Impact of the COVID-19 Pandemic on Personal Networks and Neurological Outcomes of People with Multiple Sclerosis: A Case-Control Cross-sectional and Longitudinal Analysis (preprint)

BackgroundThe COVID-19 pandemic has negatively impacted the social fabric of people with multiple sclerosis (pwMS). ObjectiveTo evaluate the associations between personal social network environment and neurological function in pwMS and controls during the COVID-19 pandemic and compare with the pre-pandemic baseline. MethodsWe first analyzed data collected from 8 cohorts of pwMS and control participants during the COVID-19 pandemic (March-December 2020). We then leveraged data collected between 2017-2019 in 3 of the 8 cohorts for longitudinal comparison. Participants completed a questionnaire that quantified the structure and composition of their personal social network, including the health behaviors of network members. We assessed neurological disability using three interrelated patient-reported outcomes: Patient Determined Disease Steps (PDDS), Multiple Sclerosis Rating Scale - Revised (MSRS-R), and Patient Reported Outcomes Measurement Information System (PROMIS)-Physical Function. We identified the network features associated with neurologic disability using paired t-tests and covariate-adjusted regressions. ResultsIn the cross-sectional analysis of the pandemic data from 1130 pwMS and 1250 control participants, higher percent of network members with a perceived negative health influence was associated with greater neurological symptom burden in pwMS (MSRS-R: Beta[95% CI]=2.181[1.082, 3.279], p<.001) and worse physical function in controls (PROMIS-Physical Function: Beta[95% CI]=-5.707[-7.405, -4.010], p<.001).

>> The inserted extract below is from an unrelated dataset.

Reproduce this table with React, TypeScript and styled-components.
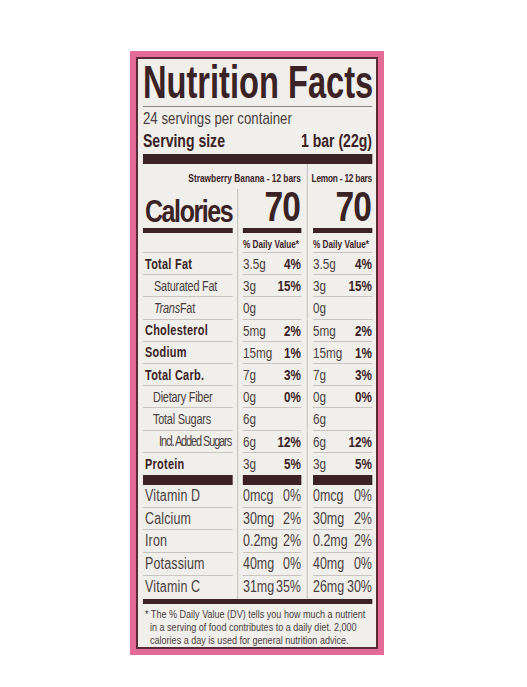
import React from 'react';
import styled, { createGlobalStyle } from 'styled-components';

// the label font is a condensed grotesk; Liberation Sans squeezed horizontally stands in for it
const SQUEEZE = 0.78;
const u = (px: number) => px / SQUEEZE;

const ink = '#3a2225';
const soft = '#4a3e40';
const rule = '#c9c4bf';

const GlobalStyle = createGlobalStyle`
  body {
    margin: 0;
    background: #ffffff;
    font-family: "Liberation Sans", Arial, sans-serif;
    color: ${ink};
  }
`;

const Page = styled.div`
  padding: 51px 0 0 130px;
`;

const Frame = styled.div`
  width: 254px;
  height: 604px;
  box-sizing: border-box;
  border: 6px solid #e36c97;
`;

const Panel = styled.div`
  height: 100%;
  box-sizing: border-box;
  border: 2px solid #5b2a37;
  background: #f1efeb;
  padding: 0 5px;
`;

const Sheet = styled.div`
  width: ${u(229)}px;
  transform: scaleX(${SQUEEZE});
  transform-origin: left top;
`;

const TitleRow = styled.div`
  height: 48px;
  display: flex;
  align-items: flex-end;
  border-bottom: 1px solid #8f8684;
  padding-bottom: 1px;
  box-sizing: border-box;
`;

const Title = styled.h1`
  margin: 0;
  font-size: 47px;
  line-height: 1;
  font-weight: 700;
  white-space: nowrap;
  transform: scaleX(0.89);
  transform-origin: left bottom;
`;

const Servings = styled.div`
  height: 22px;
  display: flex;
  align-items: flex-end;
  font-size: 17px;
  line-height: 1;
  padding-bottom: 2px;
  box-sizing: border-box;
  color: ${soft};
`;

const ServingSize = styled.div`
  height: 23px;
  display: flex;
  align-items: flex-end;
  justify-content: space-between;
  font-size: 18px;
  line-height: 1;
  padding-bottom: 2px;
  box-sizing: border-box;
  font-weight: 700;
`;

const TopBar = styled.div`
  height: 10px;
  margin-top: 2px;
  background: ${ink};
`;

const Grid = styled.div`
  display: grid;
  grid-template-columns: ${u(90)}px ${u(10)}px ${u(58)}px ${u(12)}px ${u(59)}px;
`;

const Gap = styled.div`
  background: linear-gradient(#b3ada8, #b3ada8) center / 1.3px 100% no-repeat;
`;

const Head = styled.div<{ $wide?: boolean; $spacing: number }>`
  grid-column: ${p => (p.$wide ? '1 / 4' : 'auto')};
  height: 25px;
  display: flex;
  align-items: center;
  justify-content: flex-end;
  font-size: 10.7px;
  font-weight: 700;
  letter-spacing: ${p => p.$spacing}px;
  white-space: nowrap;
  padding-top: 3px;
  box-sizing: border-box;
`;

const CalLabel = styled.div`
  height: 39px;
  display: flex;
  align-items: flex-end;
  font-size: 32px;
  font-weight: 700;
  letter-spacing: -1.8px;
  line-height: 1;
  padding: 0 0 1px ${u(2)}px;
  box-sizing: border-box;
`;

const CalValue = styled.div`
  height: 39px;
  display: flex;
  align-items: flex-end;
  justify-content: flex-end;
  font-size: 43px;
  font-weight: 700;
  letter-spacing: -1.2px;
  line-height: 1;
  padding-right: 1.2px;
  box-sizing: border-box;
`;

const Bar = styled.div<{ $h: number; $full?: boolean }>`
  height: ${p => p.$h}px;
  background: ${ink};
  grid-column: ${p => (p.$full ? '1 / -1' : 'auto')};
`;

const DvCell = styled.div`
  height: 20px;
  box-sizing: border-box;
  border-bottom: 1px solid ${rule};
  display: flex;
  align-items: center;
  padding-top: 2px;
  font-size: 10.5px;
  font-weight: 700;
  white-space: nowrap;
`;

const Cell = styled.div<{ $big?: boolean; $last?: boolean }>`
  height: ${p => (p.$big ? 22.8 : 22.2)}px;
  box-sizing: border-box;
  border-bottom: ${p => (p.$last ? 'none' : `1px solid ${rule}`)};
  display: flex;
  align-items: center;
  white-space: nowrap;
  font-size: ${p => (p.$big ? 16 : 15)}px;
  color: ${soft};
`;

const Label = styled(Cell)<{ $indent: number; $bold?: boolean; $tight?: boolean }>`
  padding-left: ${p => u(2 + p.$indent)}px;
  font-size: ${p => (p.$big ? 16 : 14)}px;
  font-weight: ${p => (p.$bold ? 700 : 400)};
  color: ${p => (p.$bold ? ink : soft)};
  letter-spacing: ${p => (p.$tight ? '-1.4px' : p.$bold ? '0.35px' : p.$big ? '0.2px' : '-0.3px')};
`;

const Value = styled(Cell)`
  justify-content: space-between;
`;

const Pct = styled.span<{ $bold?: boolean }>`
  font-weight: ${p => (p.$bold ? 700 : 400)};
  color: ${p => (p.$bold ? ink : soft)};
`;

const Note = styled.p`
  margin: 0;
  padding: 3px 0 0 ${u(7)}px;
  text-indent: ${u(-5)}px;
  font-size: 11.6px;
  line-height: 13.2px;
  white-space: nowrap;
  color: ${soft};
`;

type Amount = [string, string];

type Nutrient = {
  name: React.ReactNode;
  indent: number;
  bold?: boolean;
  tight?: boolean;
  a: Amount;
  b: Amount;
};

const nutrients: Nutrient[] = [
  { name: 'Total Fat', indent: 0, bold: true, a: ['3.5g', '4%'], b: ['3.5g', '4%'] },
  { name: 'Saturated Fat', indent: 9, a: ['3g', '15%'], b: ['3g', '15%'] },
  { name: <><i>Trans</i> Fat</>, indent: 9, a: ['0g', ''], b: ['0g', ''] },
  { name: 'Cholesterol', indent: 0, bold: true, a: ['5mg', '2%'], b: ['5mg', '2%'] },
  { name: 'Sodium', indent: 0, bold: true, a: ['15mg', '1%'], b: ['15mg', '1%'] },
  { name: 'Total Carb.', indent: 0, bold: true, a: ['7g', '3%'], b: ['7g', '3%'] },
  { name: 'Dietary Fiber', indent: 8, a: ['0g', '0%'], b: ['0g', '0%'] },
  { name: 'Total Sugars', indent: 8, a: ['6g', ''], b: ['6g', ''] },
  { name: 'Incl. Added Sugars', indent: 14, tight: true, a: ['6g', '12%'], b: ['6g', '12%'] },
  { name: 'Protein', indent: 0, bold: true, a: ['3g', '5%'], b: ['3g', '5%'] },
];

const vitamins: { name: string; a: Amount; b: Amount }[] = [
  { name: 'Vitamin D', a: ['0mcg', '0%'], b: ['0mcg', '0%'] },
  { name: 'Calcium', a: ['30mg', '2%'], b: ['30mg', '2%'] },
  { name: 'Iron', a: ['0.2mg', '2%'], b: ['0.2mg', '2%'] },
  { name: 'Potassium', a: ['40mg', '0%'], b: ['40mg', '0%'] },
  { name: 'Vitamin C', a: ['31mg', '35%'], b: ['26mg', '30%'] },
];

function SegmentBar({ h }: { h: number }) {
  return (
    <>
      <Bar $h={h} />
      <Gap />
      <Bar $h={h} />
      <Gap />
      <Bar $h={h} />
    </>
  );
}

export default function App() {
  const lastN = nutrients.length - 1;
  const lastV = vitamins.length - 1;

  return (
    <Page>
      <GlobalStyle />
      <Frame>
        <Panel>
          <Sheet>
            <TitleRow>
              <Title>Nutrition Facts</Title>
            </TitleRow>
            <Servings>24 servings per container</Servings>
            <ServingSize>
              <span>Serving size</span>
              <span>1 bar (22g)</span>
            </ServingSize>
            <TopBar />

            <Grid>
              <Head $wide $spacing={0}>Strawberry Banana - 12 bars</Head>
              <Gap />
              <Head $spacing={-0.3}>Lemon - 12 bars</Head>

              <CalLabel>Calories</CalLabel>
              <Gap />
              <CalValue>70</CalValue>
              <Gap />
              <CalValue>70</CalValue>

              <SegmentBar h={5} />

              <DvCell />
              <Gap />
              <DvCell>% Daily Value*</DvCell>
              <Gap />
              <DvCell>% Daily Value*</DvCell>

              {nutrients.map((n, i) => (
                <React.Fragment key={i}>
                  <Label $indent={n.indent} $bold={n.bold} $tight={n.tight} $last={i === lastN}>
                    {n.name}
                  </Label>
                  <Gap />
                  <Value $last={i === lastN}>
                    <span>{n.a[0]}</span>
                    <Pct $bold>{n.a[1]}</Pct>
                  </Value>
                  <Gap />
                  <Value $last={i === lastN}>
                    <span>{n.b[0]}</span>
                    <Pct $bold>{n.b[1]}</Pct>
                  </Value>
                </React.Fragment>
              ))}

              <SegmentBar h={10} />

              {vitamins.map((v, i) => (
                <React.Fragment key={v.name}>
                  <Label $big $indent={0} $last={i === lastV}>
                    {v.name}
                  </Label>
                  <Gap />
                  <Value $big $last={i === lastV}>
                    <span>{v.a[0]}</span>
                    <Pct>{v.a[1]}</Pct>
                  </Value>
                  <Gap />
                  <Value $big $last={i === lastV}>
                    <span>{v.b[0]}</span>
                    <Pct>{v.b[1]}</Pct>
                  </Value>
                </React.Fragment>
              ))}

              <Bar $h={5} $full />
            </Grid>

            <Note>
              * The % Daily Value (DV) tells you how much a nutrient
              <br />
              in a serving of food contributes to a daily diet. 2,000
              <br />
              calories a day is used for general nutrition advice.
            </Note>
          </Sheet>
        </Panel>
      </Frame>
    </Page>
  );
}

In the longitudinal analysis of 230 pwMS and 136 control participants, the percent of people contacted "weekly or less" (p<.001) decreased during the COVID-19 pandemic for both pwMS (30.34% to 18.78%) and controls (23.48% to 14.89%) when compared to the pre-pandemic period. PwMS further experienced a greater reduction in network size (p<.001), increase in constraint (a measure of close ties of the network, p<.001) and decrease in maximum degree (highest number of ties of a network member, p<.001) than controls during the COVID-19 pandemic. These changes in network features were not associated with worsening neurological disability during the pandemic. ConclusionsOur findings suggest that negative health influences in personal social networks are associated with worse disability in all participants, and the COVID-19 pandemic led to contraction of personal social networks to a greater extent for pwMS than controls.